Lightroom: My Real Life Workflow

category: Lightroom • 3 min read

Everybody talks “Workflow”. What’s a workflow? It just a sequence of operations. So here is my sequence. It’s the best! For me! Why because it works for me! I have processed as many as 5000 photos in a month in Lightroom.

I hear you say: wait a second, there are people that claim that with their workflow, they can process 3000 photos in an evening. Actually, it’s like comparing “hamburger flipping” and cooking “a full gourmet meal”. They only import and while only assigning a couple of keywords and only delete the “bad” photos. My other limitation is that I can do this photo editing for only so many hours in the evening. Today, you will get the overview, then in the many following instalments, you will get the actual details, including the why of such and such step.

  1. I copy all the photos from the flash card to the hard drive. BTW, I do NOT import directly from the camera into Lightroom. The camera is not a reliable USB drive device. By copying to the hard drive, I can verify that the copy is properly done and while I process the photos, I have 2 copies, just in case.
  2. I open my WIP, work in progress catalog. I have 2 catalogs see: Lightroom: How Many Catalogs?

    • WIP: Work in Progress
    • SYV: Finished photos,…
  3. I import the photos, at the same time I do:

    • Name the photos.
    • Convert the photos to DNG
    • Assign the basic keywords for that group.
    • Set the preview to 1:1.
  4. I set Photo > Auto-Advance

  5. I review the photos in the Library > Grid mode > Fit. I only use 3 keys:

    • P for pick, the photos with Potential.
    • X for reject, the photos that are off, out of focus, bad…
    • U for not deciding, check later.
  6. When done, Edit > Select by flag > Rejected

  7. Ctrl-A: Select all rejected photos and Photo > Delete Photo, to delete all the rejected photos. That’s less photos that I will have to process.
  8. Filter by Attribute: all the photos flagged only.
  9. Switch to Develop mode
  10. I go through each photo that had potential:

    • Apply cropping for re-composition if needed. I do it 75% of the time.
    • Apply the White Balance. I usually set it only once per batch, then copy it over with the Sync button, only applying the White Balance.
    • Auto Tone. 90% of the time, the Auto Tone is an good improvement, if not there is Undo.
    • Apply the manual settings of Brightness, Clarity, Vibrance and colors. Please note that so far, I have not applied the specific keywords, titles & captions. Is it worth spending the time on those things if the photo will end-up in the Trash?
  11. Go through the Picks again, and decide if they are still Picks or Undecided or even Rejects. Usually, 10% to 15% will become rejects, and another 25% will become undecided.

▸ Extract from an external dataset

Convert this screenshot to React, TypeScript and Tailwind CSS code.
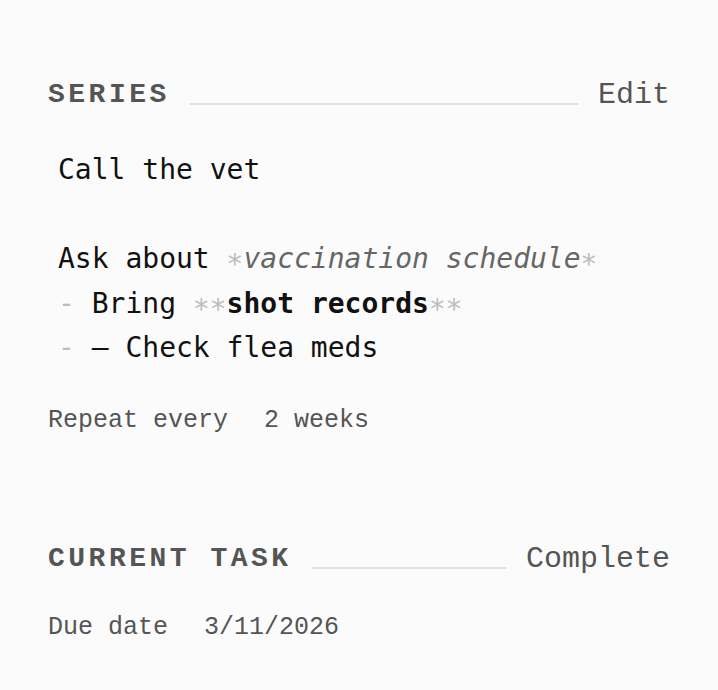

  12. Back to the Library module, Grid mode:

    • Assign the title and caption to the first photo.
    • Select all the other photos with the same title and the same caption > Click on the word Title, select from the pop-up menu, the correct one, and it will applied to all of these photos. > Click on the word Caption, select from the pop-up menu, the correct one, and it will applied to all of these photos.
    • Assign the keywords to the 1st photo.
    • Select all the other photos with the same keywords > Click on Sync Metadata > Click on Check None > Go down to the keywords, your new keywords should already be typed in > Checkmark the keywords and Click on Synchronize.
  13. Select all the flagged photos > File > Export as Catalog. I always name my catalog Temp, so it will be deleted at the end of the operation.

  14. Open the SYV catalog
  15. File > Import from Catalog, the Temp, and import my almost finished photos.
  16. Re-open the WIP catalog, select the flagged photos and delete them from the catalog without deleting them from the disk.
  17. Re-open the SYV catalog, I will assign a color code to some of the photos see: Lightroom: Color Labels

I am sure than of you will say, there are shortcut, and don’t need to do this step or that step, and why go back on some of them? Why? Because it works for me. It’s never perfect, I’m always willing to adapt if I will get better photos and more saleable photos.